→ Task requirements
Tell how many lines carry the word "index"; the reply is the number and nothing else.
━━━━━━━━━━
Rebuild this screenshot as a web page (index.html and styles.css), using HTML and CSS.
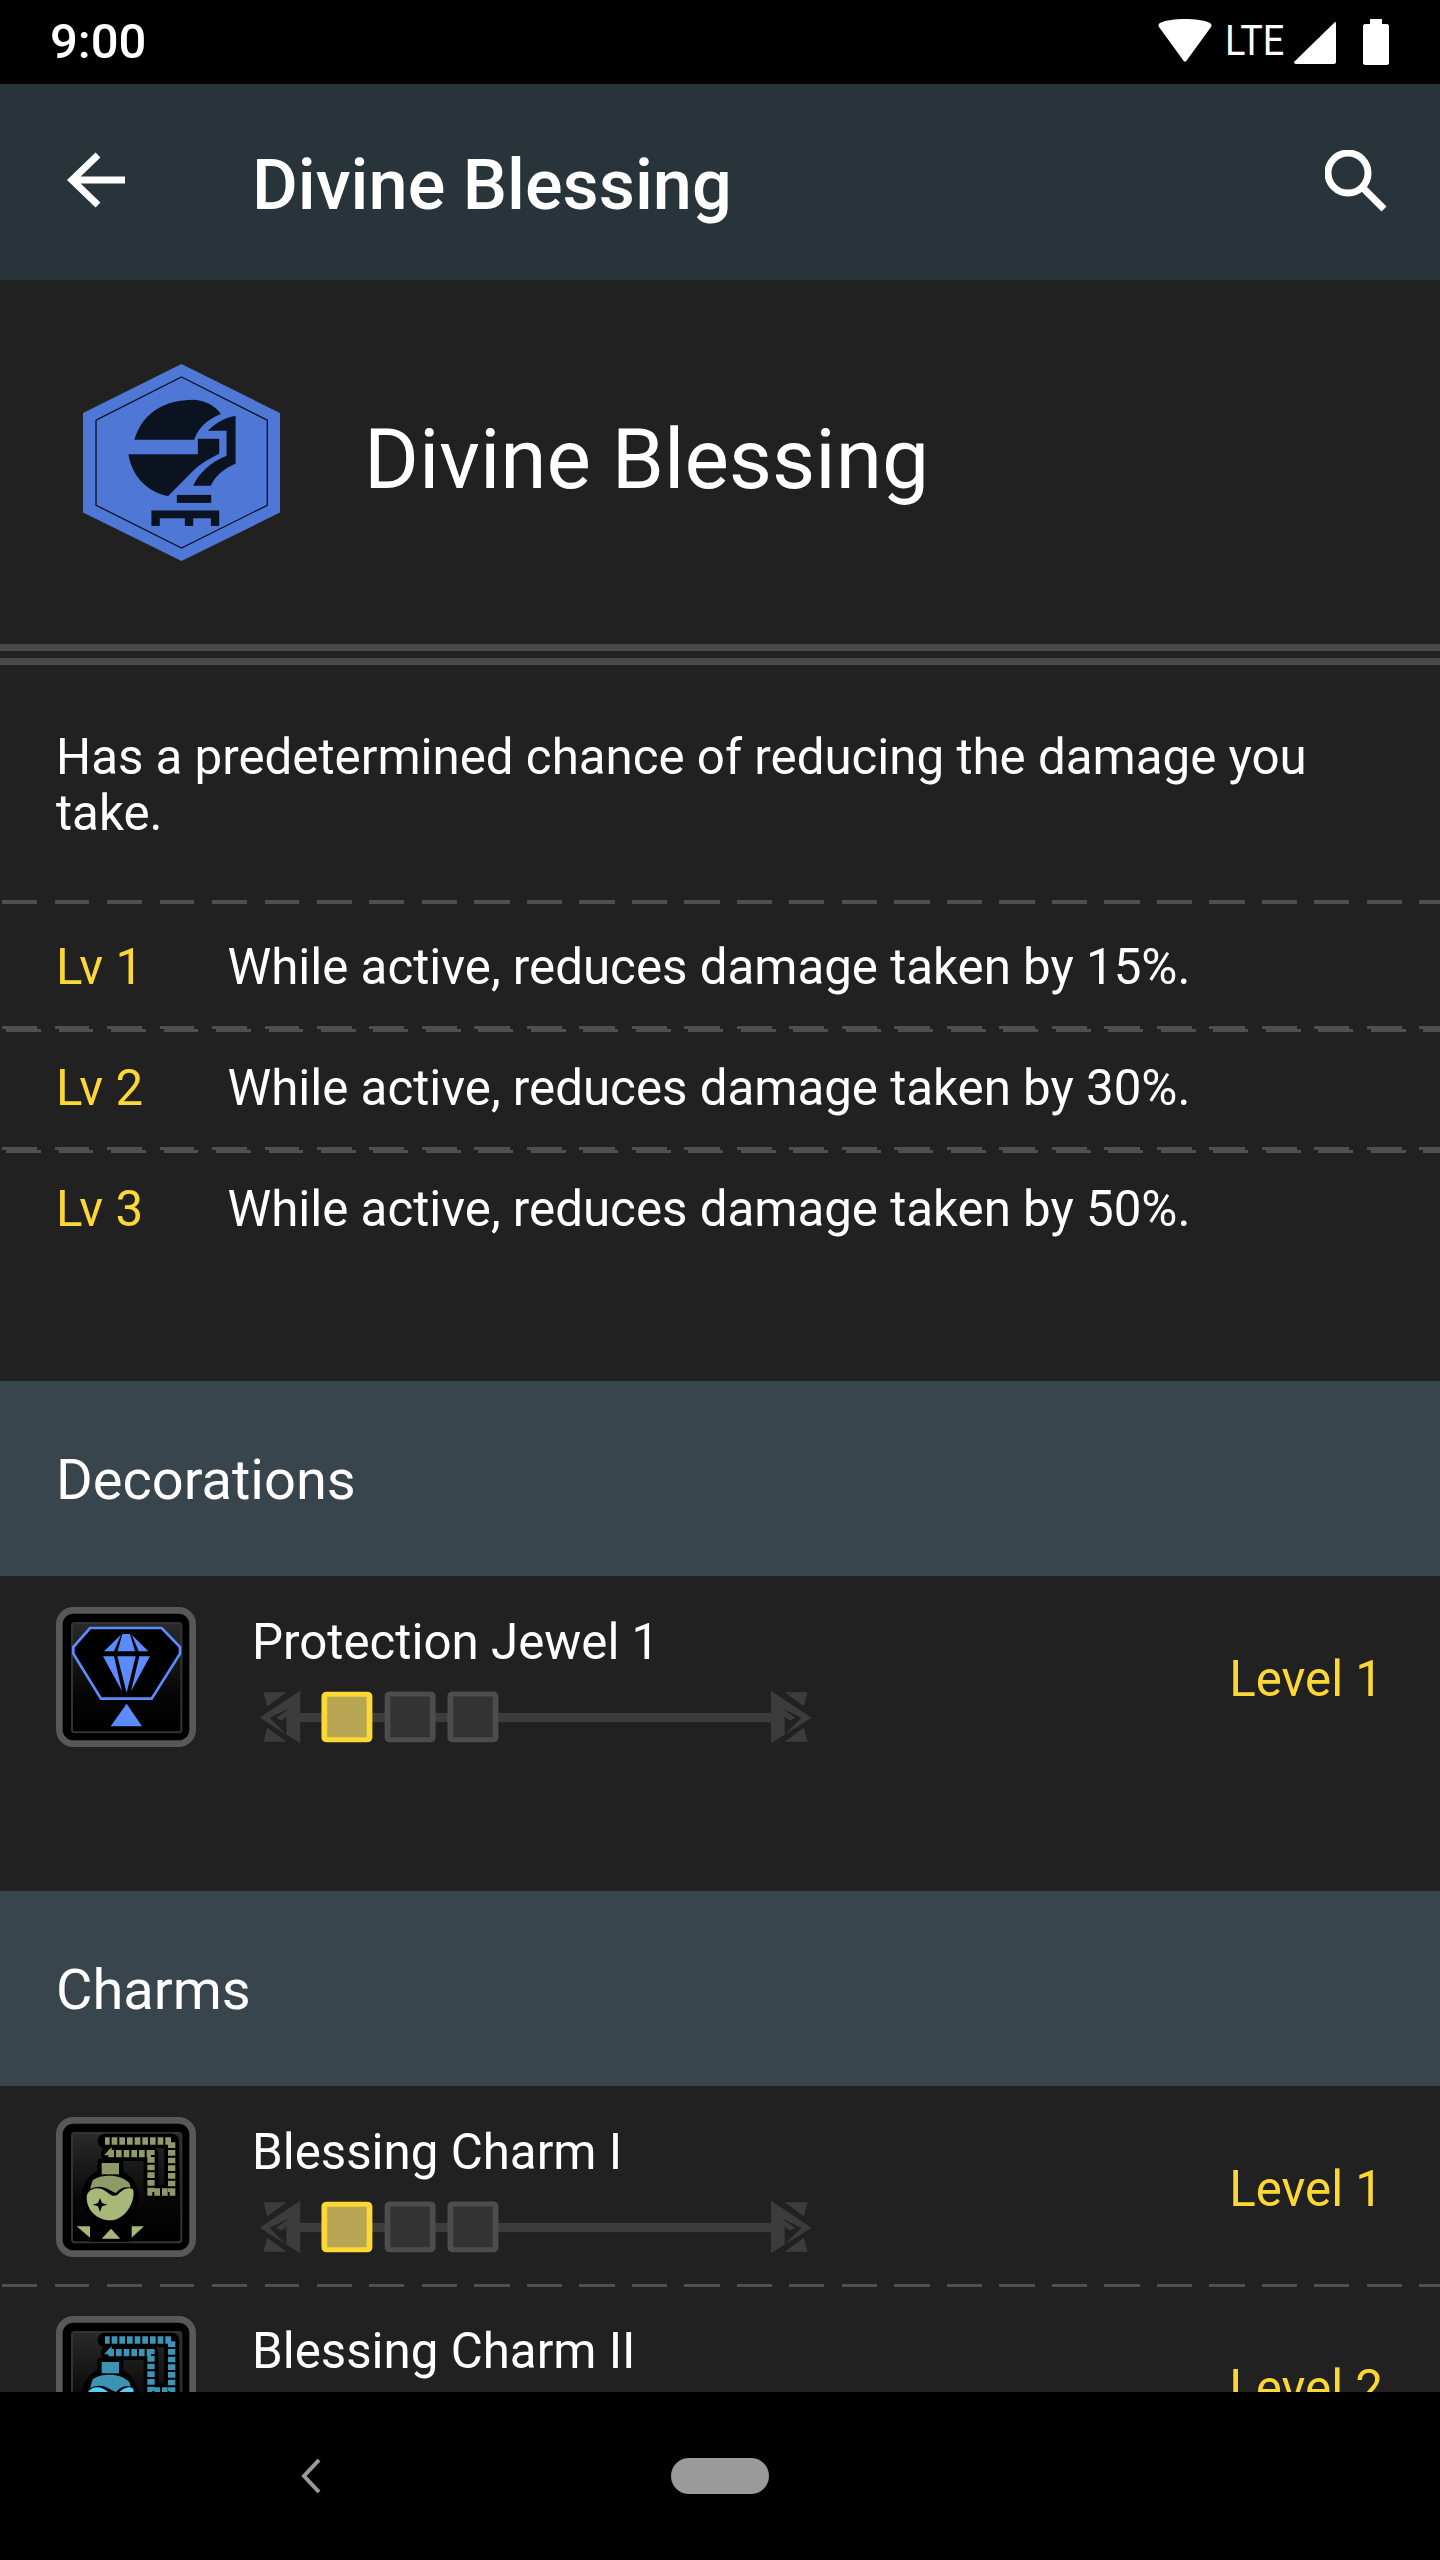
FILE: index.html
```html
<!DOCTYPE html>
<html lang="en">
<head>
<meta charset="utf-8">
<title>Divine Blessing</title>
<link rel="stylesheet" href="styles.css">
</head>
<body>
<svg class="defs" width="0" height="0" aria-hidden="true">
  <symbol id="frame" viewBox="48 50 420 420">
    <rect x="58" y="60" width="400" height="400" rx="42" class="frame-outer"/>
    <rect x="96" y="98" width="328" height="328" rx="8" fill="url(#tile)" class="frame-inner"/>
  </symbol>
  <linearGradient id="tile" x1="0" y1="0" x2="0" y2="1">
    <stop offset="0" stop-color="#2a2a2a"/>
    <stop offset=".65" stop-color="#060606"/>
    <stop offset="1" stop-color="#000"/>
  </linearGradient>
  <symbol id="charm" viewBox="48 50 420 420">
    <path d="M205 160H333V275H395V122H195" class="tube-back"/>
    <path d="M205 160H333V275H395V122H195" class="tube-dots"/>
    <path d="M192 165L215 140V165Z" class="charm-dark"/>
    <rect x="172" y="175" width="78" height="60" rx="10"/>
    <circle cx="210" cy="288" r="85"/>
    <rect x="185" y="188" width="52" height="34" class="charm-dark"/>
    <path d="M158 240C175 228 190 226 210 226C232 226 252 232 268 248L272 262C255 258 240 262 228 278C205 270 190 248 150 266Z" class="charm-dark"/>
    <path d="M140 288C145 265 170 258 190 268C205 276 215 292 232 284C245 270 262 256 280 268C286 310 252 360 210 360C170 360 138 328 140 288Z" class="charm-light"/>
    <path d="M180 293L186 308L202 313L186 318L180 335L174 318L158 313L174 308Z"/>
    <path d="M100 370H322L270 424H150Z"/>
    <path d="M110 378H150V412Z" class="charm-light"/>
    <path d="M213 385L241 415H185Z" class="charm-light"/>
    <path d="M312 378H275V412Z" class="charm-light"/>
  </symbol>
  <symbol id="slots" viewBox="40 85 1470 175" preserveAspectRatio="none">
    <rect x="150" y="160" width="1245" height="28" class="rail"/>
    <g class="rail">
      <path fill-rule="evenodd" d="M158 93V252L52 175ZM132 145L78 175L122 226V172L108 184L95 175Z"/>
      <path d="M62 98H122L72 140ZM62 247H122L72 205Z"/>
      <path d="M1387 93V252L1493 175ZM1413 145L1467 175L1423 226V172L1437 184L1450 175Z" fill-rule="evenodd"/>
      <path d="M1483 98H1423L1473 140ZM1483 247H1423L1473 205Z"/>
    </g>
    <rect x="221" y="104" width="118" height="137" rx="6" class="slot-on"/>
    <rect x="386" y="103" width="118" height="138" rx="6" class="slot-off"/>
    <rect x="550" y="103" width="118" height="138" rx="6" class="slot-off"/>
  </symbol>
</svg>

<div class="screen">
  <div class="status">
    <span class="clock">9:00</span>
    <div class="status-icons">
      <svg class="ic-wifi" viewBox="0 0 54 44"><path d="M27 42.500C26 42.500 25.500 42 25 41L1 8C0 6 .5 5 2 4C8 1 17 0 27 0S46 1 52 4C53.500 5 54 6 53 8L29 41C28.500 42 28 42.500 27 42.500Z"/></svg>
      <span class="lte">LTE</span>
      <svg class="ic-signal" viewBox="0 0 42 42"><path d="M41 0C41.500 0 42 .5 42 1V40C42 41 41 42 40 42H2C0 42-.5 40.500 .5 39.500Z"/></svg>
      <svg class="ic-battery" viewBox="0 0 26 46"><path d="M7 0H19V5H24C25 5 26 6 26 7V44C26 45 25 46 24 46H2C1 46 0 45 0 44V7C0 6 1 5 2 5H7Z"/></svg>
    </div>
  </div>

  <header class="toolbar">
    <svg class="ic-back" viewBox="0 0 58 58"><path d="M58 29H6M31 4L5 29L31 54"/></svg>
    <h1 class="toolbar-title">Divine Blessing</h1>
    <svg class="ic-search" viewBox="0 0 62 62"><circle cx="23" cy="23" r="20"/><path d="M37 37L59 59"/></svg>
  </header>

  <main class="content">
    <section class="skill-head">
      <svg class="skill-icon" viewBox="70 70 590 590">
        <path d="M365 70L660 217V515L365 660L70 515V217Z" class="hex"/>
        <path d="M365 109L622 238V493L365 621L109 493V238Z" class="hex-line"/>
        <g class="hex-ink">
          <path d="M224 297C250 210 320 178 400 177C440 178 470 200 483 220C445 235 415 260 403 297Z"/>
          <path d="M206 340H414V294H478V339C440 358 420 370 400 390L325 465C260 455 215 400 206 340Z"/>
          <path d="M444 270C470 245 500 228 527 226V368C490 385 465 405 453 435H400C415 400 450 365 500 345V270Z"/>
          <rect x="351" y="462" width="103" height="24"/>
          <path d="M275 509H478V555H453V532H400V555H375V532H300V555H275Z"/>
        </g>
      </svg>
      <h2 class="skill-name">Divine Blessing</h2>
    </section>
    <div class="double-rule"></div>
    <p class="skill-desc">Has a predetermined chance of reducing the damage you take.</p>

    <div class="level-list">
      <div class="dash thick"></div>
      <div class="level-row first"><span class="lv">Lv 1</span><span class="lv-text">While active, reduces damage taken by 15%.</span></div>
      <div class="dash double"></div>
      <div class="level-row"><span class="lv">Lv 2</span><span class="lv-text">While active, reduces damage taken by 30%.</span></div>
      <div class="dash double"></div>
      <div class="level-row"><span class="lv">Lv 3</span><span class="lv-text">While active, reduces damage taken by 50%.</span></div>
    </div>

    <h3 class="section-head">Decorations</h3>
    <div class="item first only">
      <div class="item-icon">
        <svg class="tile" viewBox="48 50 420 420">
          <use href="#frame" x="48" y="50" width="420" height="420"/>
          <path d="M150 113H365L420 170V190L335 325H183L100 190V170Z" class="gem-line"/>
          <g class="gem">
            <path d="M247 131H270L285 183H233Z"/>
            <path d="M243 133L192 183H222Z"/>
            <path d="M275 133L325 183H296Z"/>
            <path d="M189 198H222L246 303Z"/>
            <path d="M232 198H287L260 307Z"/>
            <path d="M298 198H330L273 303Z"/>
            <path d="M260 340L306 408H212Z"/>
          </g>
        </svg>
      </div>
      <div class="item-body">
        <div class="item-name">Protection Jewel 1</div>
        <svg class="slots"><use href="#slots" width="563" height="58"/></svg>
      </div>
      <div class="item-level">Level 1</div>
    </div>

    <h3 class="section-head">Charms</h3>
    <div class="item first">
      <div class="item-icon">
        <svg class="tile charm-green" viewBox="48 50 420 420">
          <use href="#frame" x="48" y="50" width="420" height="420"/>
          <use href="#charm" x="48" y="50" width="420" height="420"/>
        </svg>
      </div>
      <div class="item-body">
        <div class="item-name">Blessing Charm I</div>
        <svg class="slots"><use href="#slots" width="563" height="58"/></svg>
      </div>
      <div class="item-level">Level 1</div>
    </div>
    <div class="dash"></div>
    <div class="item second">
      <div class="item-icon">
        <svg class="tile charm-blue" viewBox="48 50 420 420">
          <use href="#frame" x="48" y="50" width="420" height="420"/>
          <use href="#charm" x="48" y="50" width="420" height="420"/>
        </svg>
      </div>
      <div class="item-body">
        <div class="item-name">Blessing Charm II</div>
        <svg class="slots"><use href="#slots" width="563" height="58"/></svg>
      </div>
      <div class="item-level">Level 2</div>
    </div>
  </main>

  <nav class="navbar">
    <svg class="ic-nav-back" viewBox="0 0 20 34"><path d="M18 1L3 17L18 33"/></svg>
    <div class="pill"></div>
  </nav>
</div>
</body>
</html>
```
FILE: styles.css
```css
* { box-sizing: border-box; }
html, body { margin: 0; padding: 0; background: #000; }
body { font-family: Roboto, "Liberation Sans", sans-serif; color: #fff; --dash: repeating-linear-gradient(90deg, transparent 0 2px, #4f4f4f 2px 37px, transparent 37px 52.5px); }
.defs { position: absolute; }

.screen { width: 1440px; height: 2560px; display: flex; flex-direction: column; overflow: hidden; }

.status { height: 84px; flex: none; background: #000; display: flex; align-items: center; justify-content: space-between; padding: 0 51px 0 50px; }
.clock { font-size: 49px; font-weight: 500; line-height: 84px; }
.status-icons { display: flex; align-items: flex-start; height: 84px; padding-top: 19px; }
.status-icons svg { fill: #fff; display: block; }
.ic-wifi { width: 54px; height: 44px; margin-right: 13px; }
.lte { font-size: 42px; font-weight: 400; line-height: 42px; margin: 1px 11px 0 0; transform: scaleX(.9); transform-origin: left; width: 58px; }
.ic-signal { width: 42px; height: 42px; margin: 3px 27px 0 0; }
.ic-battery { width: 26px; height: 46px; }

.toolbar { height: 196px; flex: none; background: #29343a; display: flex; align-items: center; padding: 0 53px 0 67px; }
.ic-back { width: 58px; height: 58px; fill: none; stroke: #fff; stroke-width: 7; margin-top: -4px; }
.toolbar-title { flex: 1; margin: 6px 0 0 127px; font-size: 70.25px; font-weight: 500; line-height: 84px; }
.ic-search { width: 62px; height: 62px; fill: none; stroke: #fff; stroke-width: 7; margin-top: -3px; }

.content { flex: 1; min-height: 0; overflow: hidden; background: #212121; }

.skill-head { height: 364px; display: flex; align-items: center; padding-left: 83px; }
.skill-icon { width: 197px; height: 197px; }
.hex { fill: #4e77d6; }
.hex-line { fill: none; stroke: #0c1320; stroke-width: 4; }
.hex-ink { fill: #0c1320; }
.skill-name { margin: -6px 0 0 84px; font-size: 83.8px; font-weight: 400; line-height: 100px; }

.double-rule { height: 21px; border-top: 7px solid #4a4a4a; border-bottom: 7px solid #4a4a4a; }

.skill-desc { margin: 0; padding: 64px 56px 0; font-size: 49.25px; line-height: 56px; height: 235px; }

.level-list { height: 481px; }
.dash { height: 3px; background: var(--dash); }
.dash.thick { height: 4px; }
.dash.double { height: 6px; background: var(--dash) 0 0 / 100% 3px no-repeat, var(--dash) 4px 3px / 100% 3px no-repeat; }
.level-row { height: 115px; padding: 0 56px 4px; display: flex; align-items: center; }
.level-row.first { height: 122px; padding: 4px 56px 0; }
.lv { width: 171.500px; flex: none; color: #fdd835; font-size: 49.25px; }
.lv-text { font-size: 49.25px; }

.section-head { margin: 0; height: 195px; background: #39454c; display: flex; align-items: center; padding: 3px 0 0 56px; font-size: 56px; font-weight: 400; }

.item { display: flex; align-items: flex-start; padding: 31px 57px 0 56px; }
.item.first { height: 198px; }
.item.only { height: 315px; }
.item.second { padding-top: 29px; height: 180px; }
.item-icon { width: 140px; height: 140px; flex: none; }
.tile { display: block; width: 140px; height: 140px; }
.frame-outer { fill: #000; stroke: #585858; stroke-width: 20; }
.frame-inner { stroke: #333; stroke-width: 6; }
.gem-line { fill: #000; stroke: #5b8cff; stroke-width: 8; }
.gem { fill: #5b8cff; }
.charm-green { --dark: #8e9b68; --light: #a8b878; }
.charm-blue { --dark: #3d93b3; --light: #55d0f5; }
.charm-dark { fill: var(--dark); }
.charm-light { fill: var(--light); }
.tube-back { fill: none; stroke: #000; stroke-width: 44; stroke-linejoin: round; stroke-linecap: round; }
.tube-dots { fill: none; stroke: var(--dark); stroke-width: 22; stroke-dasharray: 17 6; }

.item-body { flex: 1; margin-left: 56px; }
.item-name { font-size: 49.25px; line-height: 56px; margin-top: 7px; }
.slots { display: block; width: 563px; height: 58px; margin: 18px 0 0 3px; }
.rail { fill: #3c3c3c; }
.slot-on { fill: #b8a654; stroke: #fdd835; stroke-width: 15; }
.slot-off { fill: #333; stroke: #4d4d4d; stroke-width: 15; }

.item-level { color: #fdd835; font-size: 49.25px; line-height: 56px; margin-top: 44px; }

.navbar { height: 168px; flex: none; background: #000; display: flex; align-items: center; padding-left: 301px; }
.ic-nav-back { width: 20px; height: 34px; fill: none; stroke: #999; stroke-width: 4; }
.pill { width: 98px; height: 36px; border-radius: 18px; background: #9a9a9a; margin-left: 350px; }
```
━━━━━━━━━━
→ Output below
2